# Modifier 24 & 57



## caroline75771 (Apr 16, 2010)

Can both modifier 24 & 57 be billed on an EM consult?


----------



## caroline75771 (Apr 20, 2010)

*modifier 24 &57*

Please anyone any suggestions?


----------



## cpccoder2008 (Apr 20, 2010)

*Yes*

I would say yes, i bill -24 and -57 with office e/m.

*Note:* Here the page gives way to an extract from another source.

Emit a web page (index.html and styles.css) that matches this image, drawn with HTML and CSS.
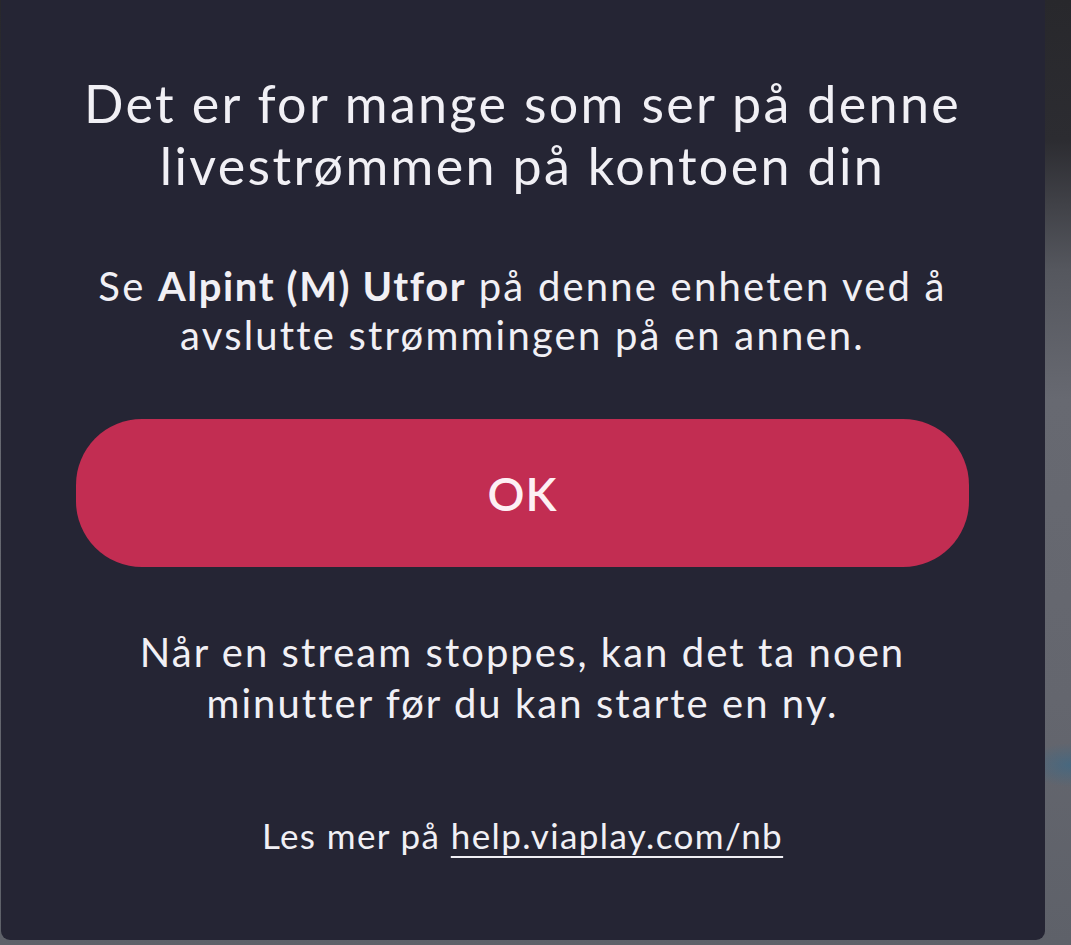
FILE: index.html
```html
<!DOCTYPE html>
<html lang="nb">
<head>
    <meta charset="UTF-8">
    <meta name="viewport" content="width=device-width, initial-scale=1.0">
    <title>For mange strømmer</title>
    <link rel="stylesheet" href="styles.css">
</head>
<body>
    <div class="backdrop">
        <div class="modal">
            <h1 class="modal-title">Det er for mange som ser på denne livestrømmen på kontoen din</h1>

            <p class="modal-text">Se <strong>Alpint (M) Utfor</strong> på denne enheten ved å avslutte strømmingen på en annen.</p>

            <button class="ok-btn" type="button">OK</button>

            <p class="modal-text note">Når en stream stoppes, kan det ta noen minutter før du kan starte en ny.</p>

            <p class="help">Les mer på <a href="#">help.viaplay.com/nb</a></p>
        </div>
    </div>
</body>
</html>
```

FILE: styles.css
```css
body {
    margin: 0;
    font-family: 'Lato', 'Open Sans', sans-serif;
    background: #5d6068;
    overflow: hidden;
}

.backdrop {
    height: 945px;
    background:
        radial-gradient(ellipse 45px 22px at 1071px 765px, rgba(60, 105, 135, 0.7), rgba(60, 105, 135, 0) 100%),
        linear-gradient(to bottom, #28282c 0px, #2c2c31 140px, #55575e 270px, #676971 400px, #64666e 700px, #5e6169 945px);
}

.modal {
    width: 1044px;
    height: 940px;
    margin-left: 1px;
    box-sizing: border-box;
    background: #252534;
    border-radius: 0 0 9px 9px;
    padding: 72px 76px 0 75px;
    display: flex;
    flex-direction: column;
    align-items: center;
    text-align: center;
    color: #f1f0f5;
}

.modal-title {
    margin: 0;
    font-size: 52px;
    font-weight: 400;
    line-height: 62px;
    letter-spacing: 2.35px;
    max-width: 900px;
}

.modal-text {
    margin: 66px 0 0;
    font-size: 40px;
    line-height: 49px;
    letter-spacing: 2.2px;
    max-width: 890px;
}

.modal-text strong {
    font-weight: 700;
    letter-spacing: 1.6px;
}

.ok-btn {
    margin-top: 59px;
    width: 100%;
    height: 148px;
    border: none;
    border-radius: 66px;
    background: #c22d52;
    color: #fdf0f4;
    font-family: inherit;
    font-size: 46px;
    font-weight: 600;
    letter-spacing: 1px;
    cursor: pointer;
}

.note {
    margin-top: 60px;
    line-height: 51px;
    letter-spacing: 2.05px;
    max-width: 800px;
}

.help {
    margin: 86px 0 0;
    font-size: 35px;
    line-height: 40px;
    letter-spacing: 1.4px;
}

.help a {
    color: inherit;
    text-decoration: underline;
    text-underline-offset: 7px;
    text-decoration-thickness: 2px;
}
```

I don't bill too much consults so i can't say i'm 100% sure but i don't see why not.


----------



## FTessaBartels (Apr 20, 2010)

*An example to illustrate*

Modifier 24 is for an UNRELATED E/M service in the postoperative period
Modifier 57 is for the Decision for Surgery on an E/M service the same day of, or the day prior to, a major surgical procedure (90 day global period).

Example:
Patient has a mastectomy on 03-10-10 by General Surgeon A

Patient presents to office with RLQ pain and fever on 04-20-10; General surgeon A evaluates patient, diagnosis acute appendicitis, sends patient to hospital where he performs appendectomy the same day. 

He would append a modifier -24 AND modifier -57 to the E/M visit for this date of service because it is unrelated to the mastectomy (mod 24) and it is the decision for major surgery for the appendectomy (mod 57).

If patient saw a totally different surgeon from a different practice or different specialty for the RLQ pain, no -24 modifier would be needed as the global would not apply. Would still need the -57 modifier. 

Hope that helps.

F Tessa Bartels, CPC, CEMC


----------